See? Even when I stop (try to stop) the spilling and spinning, the anguish and the angst - they seep into this simple thing: I am terrified that I am going blind.

How will I see the color red? Or that single line of light that separates the sky from the sea? How will I see the messiness amid the grandeur - for every fiery sunset, For every sky stained scarlet and gold, that makes you breathless with wonder and awe, there is a river choked by sludge, or a village ravaged by war and poverty. 

How will I see my words, put them into their proper order, see their rhythm and flow?

How will I see the words of Torah, painstakingly, lovingly drawn in their regulated sameness, row upon row upon column and page, so that even the mistakes are present and made beautiful, and every single scroll, every single scribe for millennia has infused his own spirit, his soul into those letters? How will I see to chant those words that fill me and still me and baffle me? This is the offering I give- will it be my sacrifice?

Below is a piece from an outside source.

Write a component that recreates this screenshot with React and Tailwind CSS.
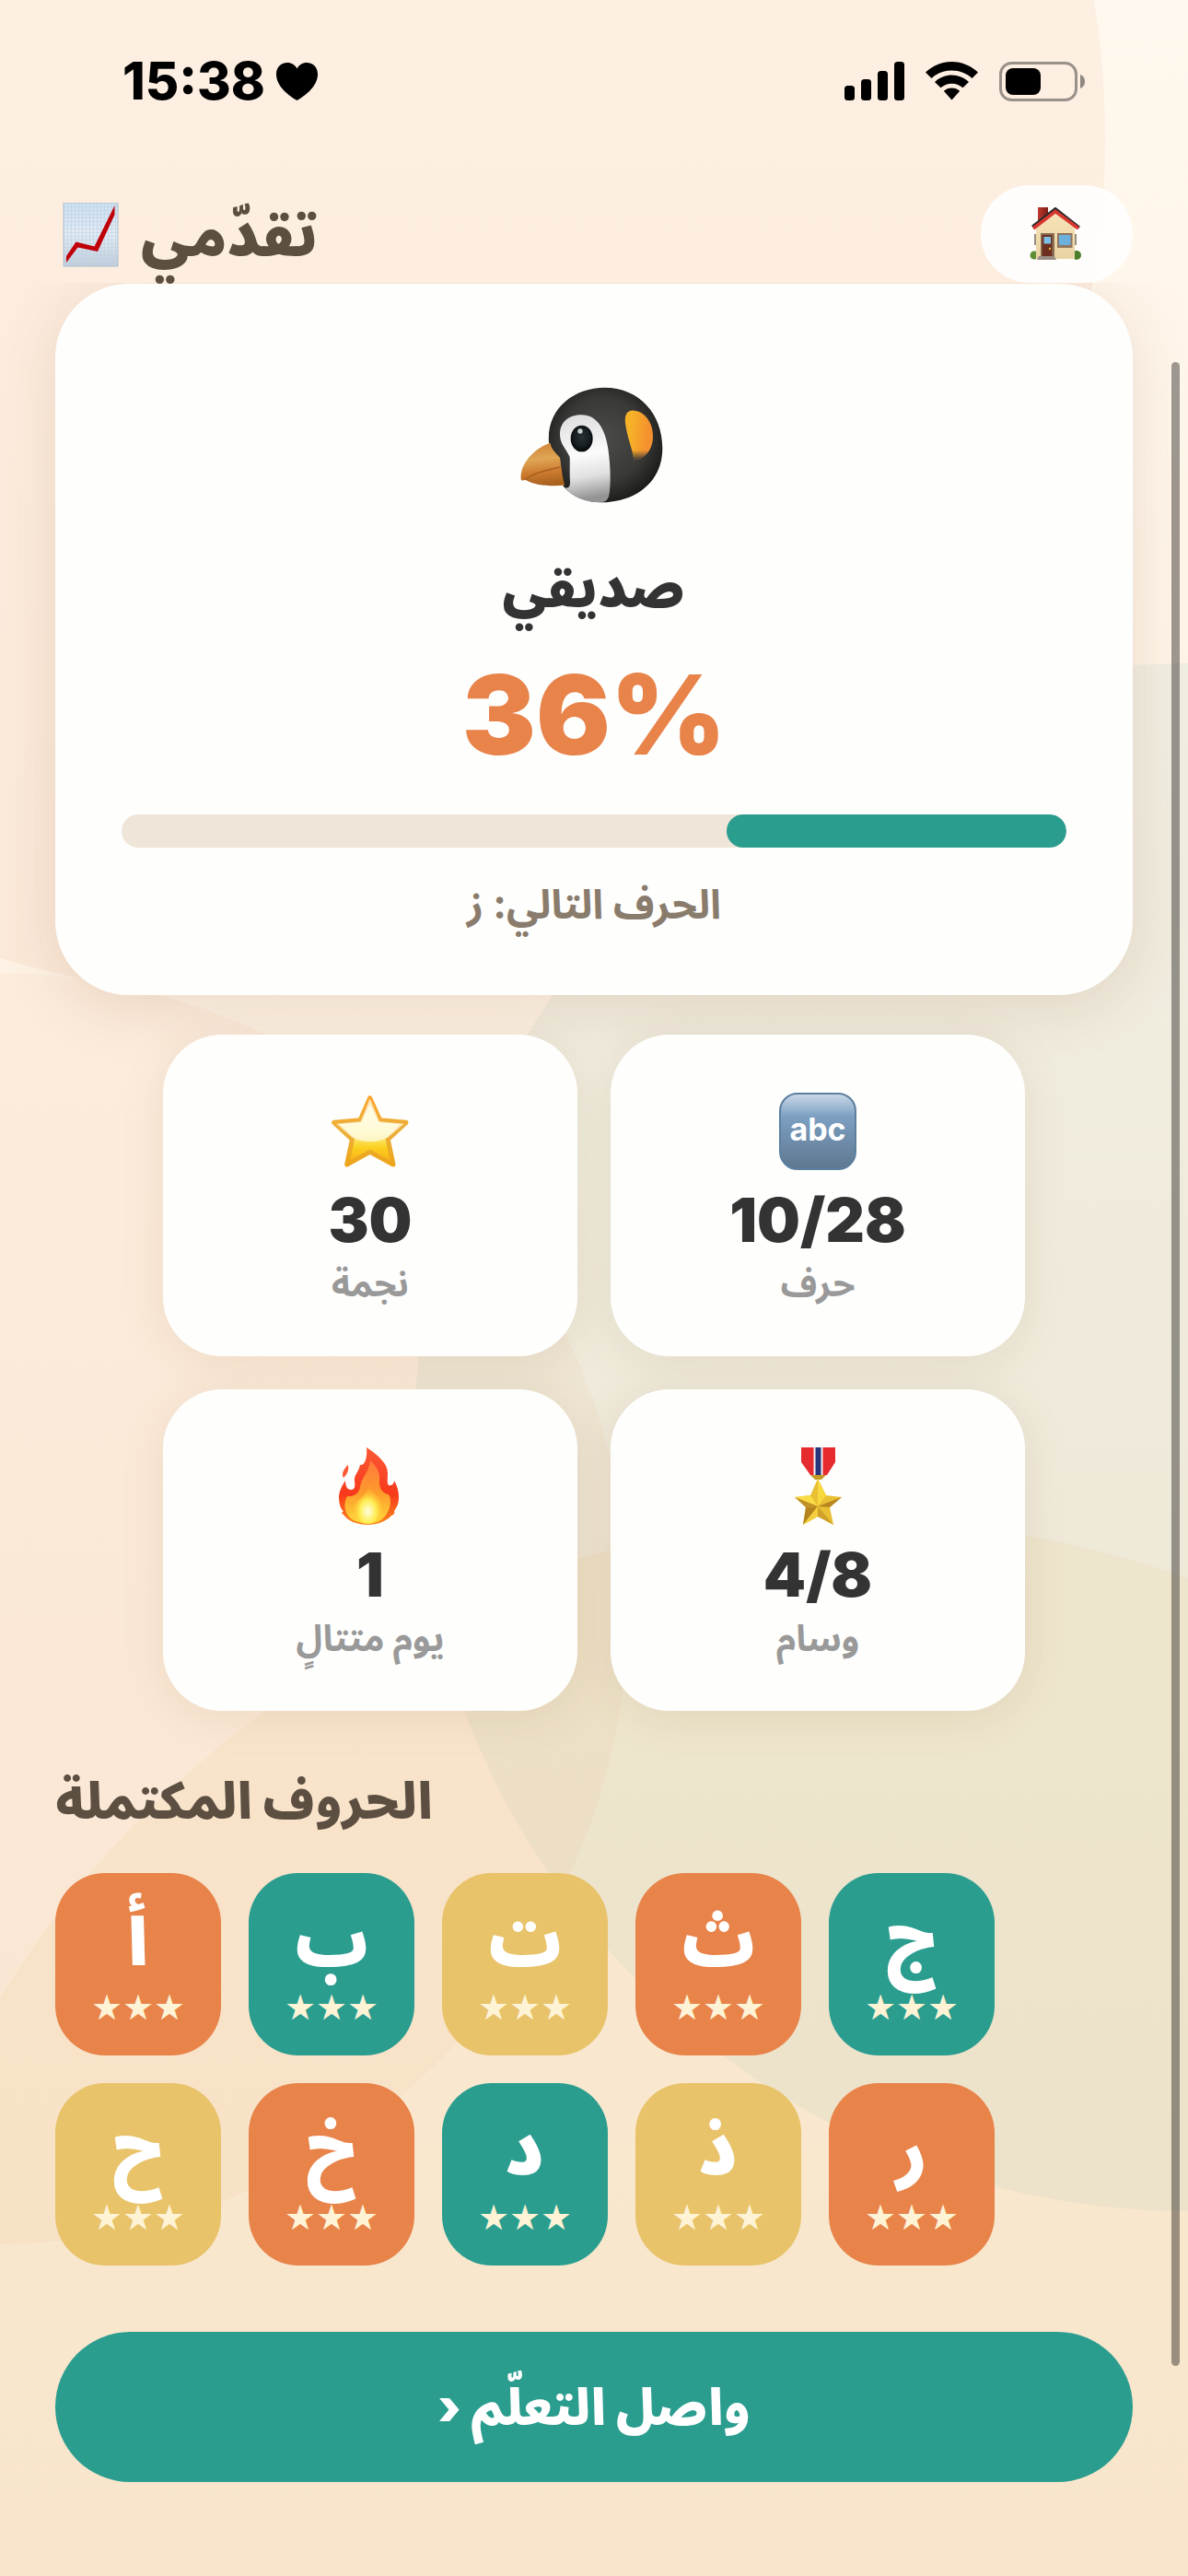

How will I see my son's face, watch him grow and change and become all of the things that I can just glimpse now, the strength and compassion and hardness and surety, all of those amazing things that have been germinating and are now just beginning to show? How in the world will I see this beautiful boy become a man if I am blind?

Every morning, we give thanks to God who opens the eyes of the blind. I do not have this faith. I believe in the metaphor of this prayer. I fear though, that I am going blind.